What is needed:
Output the material word for word. Leave each picture out.

Source excerpt:
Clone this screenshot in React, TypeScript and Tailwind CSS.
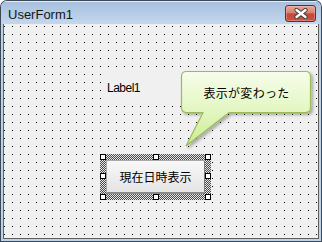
import React from "react";

function CloseX() {
  return (
    <svg width="14" height="11" viewBox="0 0 14 11">
      <path d="M2.5 2 L11.5 9 M11.5 2 L2.5 9" stroke="#3b3b3b" strokeWidth="4.2" strokeLinecap="round" fill="none" />
      <path d="M2.5 2 L11.5 9 M11.5 2 L2.5 9" stroke="#ffffff" strokeWidth="2.4" strokeLinecap="round" fill="none" />
    </svg>
  );
}

function Handle({ className }: { className: string }) {
  return <div className={"absolute w-[6px] h-[6px] border border-black bg-white " + className} />;
}

function Bubble() {
  return (
    <svg className="absolute left-0 top-0 pointer-events-none" width="322" height="242" viewBox="0 0 322 242">
      <defs>
        <linearGradient id="bg" x1="0" y1="71" x2="0" y2="146" gradientUnits="userSpaceOnUse">
          <stop offset="0" stopColor="#f7fdec" />
          <stop offset="0.55" stopColor="#e2f6bf" />
          <stop offset="1" stopColor="#cdea95" />
        </linearGradient>
        <filter id="sh" x="-10%" y="-10%" width="130%" height="140%">
          <feDropShadow dx="2" dy="2" stdDeviation="1.4" floodColor="#000" floodOpacity="0.3" />
        </filter>
      </defs>
      <path
        d="M186.5 71.5 H305.5 Q310.5 71.5 310.5 76.5 V107.5 Q310.5 112.5 305.5 112.5 H229 L186 146 L203 112.5 H186.5 Q181.5 112.5 181.5 107.5 V76.5 Q181.5 71.5 186.5 71.5 Z"
        fill="url(#bg)"
        stroke="#9bbb59"
        strokeWidth="1.2"
        filter="url(#sh)"
      />
    </svg>
  );
}

export default function App() {
  return (
    <div className="w-[322px] h-[242px] bg-white">
      <div className="relative w-[322px] h-[242px] rounded-t-[7px] bg-[#3d4856] p-px">
        <div className="flex flex-col h-full rounded-t-[6px] bg-[#bcd3ec] overflow-hidden">
          <div className="h-[23px] shrink-0 border-t border-t-[#e4edf7] bg-gradient-to-b from-[#a7c0dd] to-[#c3d8ee] pl-[7px] pt-[6px]">
            <span className="block text-[13px] leading-[13px] text-[#151515] font-['Liberation_Sans',sans-serif]">UserForm1</span>
          </div>
          <div className="flex-1 px-[2px] pb-[2px]">
            <div className="h-full border-l border-r border-b border-[#5e5e5e] bg-[#f0f0f0] bg-[conic-gradient(at_1px_1px,#0000_75%,#000_0)] bg-[length:8px_8px] bg-[position:0_2px]" />
          </div>
        </div>

        {/* close button */}
        <div className="absolute left-[285px] top-[5px] w-[31px] h-[17px] rounded-[3px] border border-[#6a2a24] bg-[linear-gradient(#e7a797,#d98170_45%,#c4493a_52%,#c75443)] shadow-[inset_0_0_0_1px_rgba(255,210,200,0.35)] flex items-center justify-center">
          <CloseX />
        </div>

        {/* Label1 */}
        <div className="absolute left-[104px] top-[69px] w-[96px] h-[37px] bg-[#f0f0f0] pl-[3px] pt-[13px]">
          <span className="block text-[12px] leading-[12px] tracking-[-0.5px] text-black font-['Liberation_Sans',sans-serif]">Label1</span>
        </div>

        {/* callout */}
        <Bubble />
        <div className="absolute left-[181px] top-[71px] w-[131px] h-[43px] flex items-center justify-center">
          <span className="text-[12px] leading-[14px] tracking-[0.3px] text-black font-['Noto_Sans_CJK_JP',sans-serif]">表示が変わった</span>
        </div>

        {/* selected command button */}
        <div className="absolute left-[100px] top-[154px] w-[111px] h-[46px] p-[6px] bg-[repeating-conic-gradient(#4a4a4a_0_25%,#e6e6e6_0_50%)] bg-[length:2px_2px]">
          <div className="h-full flex items-center justify-center rounded-[2px] border border-[#a9a9a9] border-r-[#7d7d7d] border-b-2 border-b-[#8a8a8a] bg-gradient-to-b from-[#f8f8f8] to-[#e4e4e4]">
            <span className="text-[12px] leading-[14px] text-black font-['Noto_Sans_CJK_JP',sans-serif]">現在日時表示</span>
          </div>
          <Handle className="left-0 top-0" />
          <Handle className="left-[53px] top-0" />
          <Handle className="right-0 top-0" />
          <Handle className="left-0 top-[19px]" />
          <Handle className="right-0 top-[19px]" />
          <Handle className="left-0 bottom-0" />
          <Handle className="left-[53px] bottom-0" />
          <Handle className="right-0 bottom-0" />
        </div>
      </div>
    </div>
  );
}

Written answer:
Clone this screenshot in React, TypeScript and Tailwind CSS.
import React from "react";

function CloseX() {
  return (
    <svg width="14" height="11" viewBox="0 0 14 11">
      <path d="M2.5 2 L11.5 9 M11.5 2 L2.5 9" stroke="#3b3b3b" strokeWidth="4.2" strokeLinecap="round" fill="none" />
      <path d="M2.5 2 L11.5 9 M11.5 2 L2.5 9" stroke="#ffffff" strokeWidth="2.4" strokeLinecap="round" fill="none" />
    </svg>
  );
}

function Handle({ className }: { className: string }) {
  return <div className={"absolute w-[6px] h-[6px] border border-black bg-white " + className} />;
}

function Bubble() {
  return (
    <svg className="absolute left-0 top-0 pointer-events-none" width="322" height="242" viewBox="0 0 322 242">
      <defs>
        <linearGradient id="bg" x1="0" y1="71" x2="0" y2="146" gradientUnits="userSpaceOnUse">
          <stop offset="0" stopColor="#f7fdec" />
          <stop offset="0.55" stopColor="#e2f6bf" />
          <stop offset="1" stopColor="#cdea95" />
        </linearGradient>
        <filter id="sh" x="-10%" y="-10%" width="130%" height="140%">
          <feDropShadow dx="2" dy="2" stdDeviation="1.4" floodColor="#000" floodOpacity="0.3" />
        </filter>
      </defs>
      <path
        d="M186.5 71.5 H305.5 Q310.5 71.5 310.5 76.5 V107.5 Q310.5 112.5 305.5 112.5 H229 L186 146 L203 112.5 H186.5 Q181.5 112.5 181.5 107.5 V76.5 Q181.5 71.5 186.5 71.5 Z"
        fill="url(#bg)"
        stroke="#9bbb59"
        strokeWidth="1.2"
        filter="url(#sh)"
      />
    </svg>
  );
}

export default function App() {
  return (
    <div className="w-[322px] h-[242px] bg-white">
      <div className="relative w-[322px] h-[242px] rounded-t-[7px] bg-[#3d4856] p-px">
        <div className="flex flex-col h-full rounded-t-[6px] bg-[#bcd3ec] overflow-hidden">
          <div className="h-[23px] shrink-0 border-t border-t-[#e4edf7] bg-gradient-to-b from-[#a7c0dd] to-[#c3d8ee] pl-[7px] pt-[6px]">
            <span className="block text-[13px] leading-[13px] text-[#151515] font-['Liberation_Sans',sans-serif]">UserForm1</span>
          </div>
          <div className="flex-1 px-[2px] pb-[2px]">
            <div className="h-full border-l border-r border-b border-[#5e5e5e] bg-[#f0f0f0] bg-[conic-gradient(at_1px_1px,#0000_75%,#000_0)] bg-[length:8px_8px] bg-[position:0_2px]" />
          </div>
        </div>

        {/* close button */}
        <div className="absolute left-[285px] top-[5px] w-[31px] h-[17px] rounded-[3px] border border-[#6a2a24] bg-[linear-gradient(#e7a797,#d98170_45%,#c4493a_52%,#c75443)] shadow-[inset_0_0_0_1px_rgba(255,210,200,0.35)] flex items-center justify-center">
          <CloseX />
        </div>

        {/* Label1 */}
        <div className="absolute left-[104px] top-[69px] w-[96px] h-[37px] bg-[#f0f0f0] pl-[3px] pt-[13px]">
          <span className="block text-[12px] leading-[12px] tracking-[-0.5px] text-black font-['Liberation_Sans',sans-serif]">Label1</span>
        </div>

        {/* callout */}
        <Bubble />
        <div className="absolute left-[181px] top-[71px] w-[131px] h-[43px] flex items-center justify-center">
          <span className="text-[12px] leading-[14px] tracking-[0.3px] text-black font-['Noto_Sans_CJK_JP',sans-serif]">表示が変わった</span>
        </div>

        {/* selected command button */}
        <div className="absolute left-[100px] top-[154px] w-[111px] h-[46px] p-[6px] bg-[repeating-conic-gradient(#4a4a4a_0_25%,#e6e6e6_0_50%)] bg-[length:2px_2px]">
          <div className="h-full flex items-center justify-center rounded-[2px] border border-[#a9a9a9] border-r-[#7d7d7d] border-b-2 border-b-[#8a8a8a] bg-gradient-to-b from-[#f8f8f8] to-[#e4e4e4]">
            <span className="text-[12px] leading-[14px] text-black font-['Noto_Sans_CJK_JP',sans-serif]">現在日時表示</span>
          </div>
          <Handle className="left-0 top-0" />
          <Handle className="left-[53px] top-0" />
          <Handle className="right-0 top-0" />
          <Handle className="left-0 top-[19px]" />
          <Handle className="right-0 top-[19px]" />
          <Handle className="left-0 bottom-0" />
          <Handle className="left-[53px] bottom-0" />
          <Handle className="right-0 bottom-0" />
        </div>
      </div>
    </div>
  );
}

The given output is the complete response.